• **Aim of the task**
Produce an exact copy of all the data below, dropping every image.

***** Collected data *****

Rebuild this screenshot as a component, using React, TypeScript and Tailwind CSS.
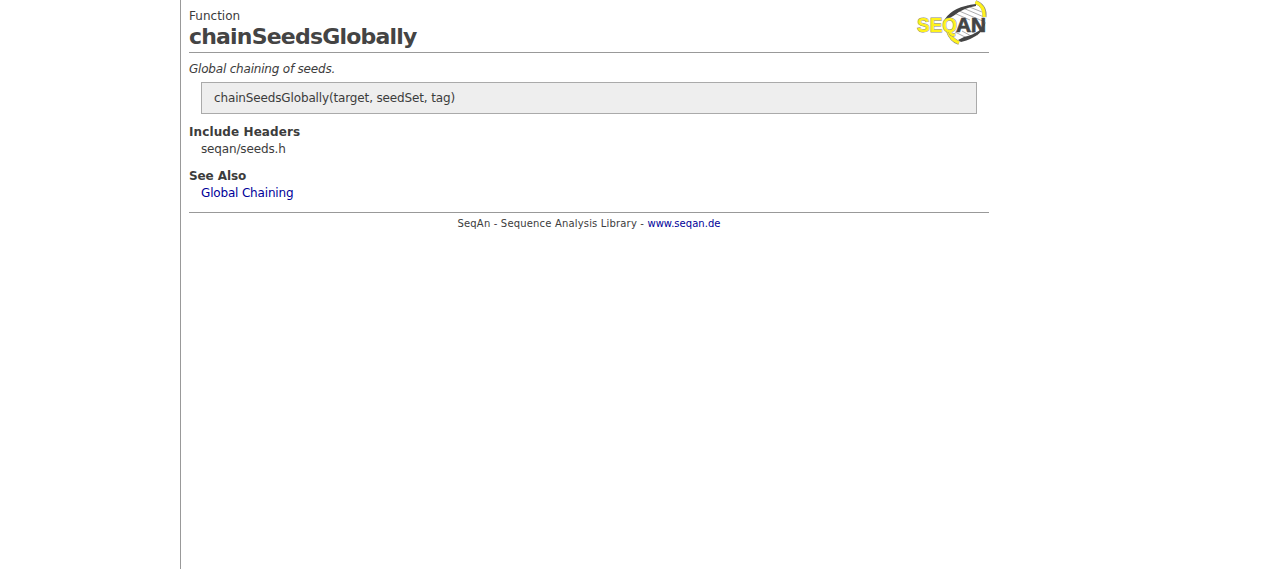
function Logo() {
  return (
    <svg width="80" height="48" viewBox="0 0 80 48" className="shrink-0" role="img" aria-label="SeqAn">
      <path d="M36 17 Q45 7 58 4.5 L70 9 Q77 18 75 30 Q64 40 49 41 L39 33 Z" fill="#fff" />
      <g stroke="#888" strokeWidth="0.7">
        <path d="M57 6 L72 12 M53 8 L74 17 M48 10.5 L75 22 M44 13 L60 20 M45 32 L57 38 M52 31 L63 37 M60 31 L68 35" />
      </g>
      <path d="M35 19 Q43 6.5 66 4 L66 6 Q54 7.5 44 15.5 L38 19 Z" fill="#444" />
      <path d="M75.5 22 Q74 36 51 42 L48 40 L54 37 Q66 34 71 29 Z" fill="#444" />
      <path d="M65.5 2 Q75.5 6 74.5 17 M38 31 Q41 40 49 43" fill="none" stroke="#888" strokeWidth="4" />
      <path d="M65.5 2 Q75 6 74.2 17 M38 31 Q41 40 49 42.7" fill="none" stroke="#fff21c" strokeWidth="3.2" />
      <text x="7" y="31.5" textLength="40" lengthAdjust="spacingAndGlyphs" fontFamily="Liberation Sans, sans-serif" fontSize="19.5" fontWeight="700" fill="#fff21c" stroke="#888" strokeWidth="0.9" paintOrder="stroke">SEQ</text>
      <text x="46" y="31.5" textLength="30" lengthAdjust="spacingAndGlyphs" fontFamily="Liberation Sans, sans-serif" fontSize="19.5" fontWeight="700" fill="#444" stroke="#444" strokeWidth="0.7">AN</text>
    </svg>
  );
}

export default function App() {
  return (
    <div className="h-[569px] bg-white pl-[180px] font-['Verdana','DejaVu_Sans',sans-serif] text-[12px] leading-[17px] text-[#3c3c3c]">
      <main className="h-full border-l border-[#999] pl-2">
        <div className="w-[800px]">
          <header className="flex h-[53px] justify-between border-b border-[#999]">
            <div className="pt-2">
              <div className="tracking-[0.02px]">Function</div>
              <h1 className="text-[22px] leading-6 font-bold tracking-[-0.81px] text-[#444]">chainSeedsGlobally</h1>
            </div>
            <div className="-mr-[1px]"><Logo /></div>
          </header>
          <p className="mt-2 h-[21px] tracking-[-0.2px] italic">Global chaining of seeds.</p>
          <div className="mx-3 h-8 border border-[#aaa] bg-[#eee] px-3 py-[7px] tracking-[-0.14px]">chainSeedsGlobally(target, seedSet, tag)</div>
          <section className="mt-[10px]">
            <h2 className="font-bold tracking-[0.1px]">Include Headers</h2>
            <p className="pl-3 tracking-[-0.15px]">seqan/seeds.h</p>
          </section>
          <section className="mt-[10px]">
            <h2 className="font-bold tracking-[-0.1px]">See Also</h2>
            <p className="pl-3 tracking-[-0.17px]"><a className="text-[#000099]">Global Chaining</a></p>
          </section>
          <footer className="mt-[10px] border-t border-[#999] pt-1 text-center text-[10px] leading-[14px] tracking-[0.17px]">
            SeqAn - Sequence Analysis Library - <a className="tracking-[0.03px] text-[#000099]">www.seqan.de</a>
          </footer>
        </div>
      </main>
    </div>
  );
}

*****

• **Solution for this problem**
Rebuild this screenshot as a component, using React, TypeScript and Tailwind CSS.
function Logo() {
  return (
    <svg width="80" height="48" viewBox="0 0 80 48" className="shrink-0" role="img" aria-label="SeqAn">
      <path d="M36 17 Q45 7 58 4.5 L70 9 Q77 18 75 30 Q64 40 49 41 L39 33 Z" fill="#fff" />
      <g stroke="#888" strokeWidth="0.7">
        <path d="M57 6 L72 12 M53 8 L74 17 M48 10.5 L75 22 M44 13 L60 20 M45 32 L57 38 M52 31 L63 37 M60 31 L68 35" />
      </g>
      <path d="M35 19 Q43 6.5 66 4 L66 6 Q54 7.5 44 15.5 L38 19 Z" fill="#444" />
      <path d="M75.5 22 Q74 36 51 42 L48 40 L54 37 Q66 34 71 29 Z" fill="#444" />
      <path d="M65.5 2 Q75.5 6 74.5 17 M38 31 Q41 40 49 43" fill="none" stroke="#888" strokeWidth="4" />
      <path d="M65.5 2 Q75 6 74.2 17 M38 31 Q41 40 49 42.7" fill="none" stroke="#fff21c" strokeWidth="3.2" />
      <text x="7" y="31.5" textLength="40" lengthAdjust="spacingAndGlyphs" fontFamily="Liberation Sans, sans-serif" fontSize="19.5" fontWeight="700" fill="#fff21c" stroke="#888" strokeWidth="0.9" paintOrder="stroke">SEQ</text>
      <text x="46" y="31.5" textLength="30" lengthAdjust="spacingAndGlyphs" fontFamily="Liberation Sans, sans-serif" fontSize="19.5" fontWeight="700" fill="#444" stroke="#444" strokeWidth="0.7">AN</text>
    </svg>
  );
}

export default function App() {
  return (
    <div className="h-[569px] bg-white pl-[180px] font-['Verdana','DejaVu_Sans',sans-serif] text-[12px] leading-[17px] text-[#3c3c3c]">
      <main className="h-full border-l border-[#999] pl-2">
        <div className="w-[800px]">
          <header className="flex h-[53px] justify-between border-b border-[#999]">
            <div className="pt-2">
              <div className="tracking-[0.02px]">Function</div>
              <h1 className="text-[22px] leading-6 font-bold tracking-[-0.81px] text-[#444]">chainSeedsGlobally</h1>
            </div>
            <div className="-mr-[1px]"><Logo /></div>
          </header>
          <p className="mt-2 h-[21px] tracking-[-0.2px] italic">Global chaining of seeds.</p>
          <div className="mx-3 h-8 border border-[#aaa] bg-[#eee] px-3 py-[7px] tracking-[-0.14px]">chainSeedsGlobally(target, seedSet, tag)</div>
          <section className="mt-[10px]">
            <h2 className="font-bold tracking-[0.1px]">Include Headers</h2>
            <p className="pl-3 tracking-[-0.15px]">seqan/seeds.h</p>
          </section>
          <section className="mt-[10px]">
            <h2 className="font-bold tracking-[-0.1px]">See Also</h2>
            <p className="pl-3 tracking-[-0.17px]"><a className="text-[#000099]">Global Chaining</a></p>
          </section>
          <footer className="mt-[10px] border-t border-[#999] pt-1 text-center text-[10px] leading-[14px] tracking-[0.17px]">
            SeqAn - Sequence Analysis Library - <a className="tracking-[0.03px] text-[#000099]">www.seqan.de</a>
          </footer>
        </div>
      </main>
    </div>
  );
}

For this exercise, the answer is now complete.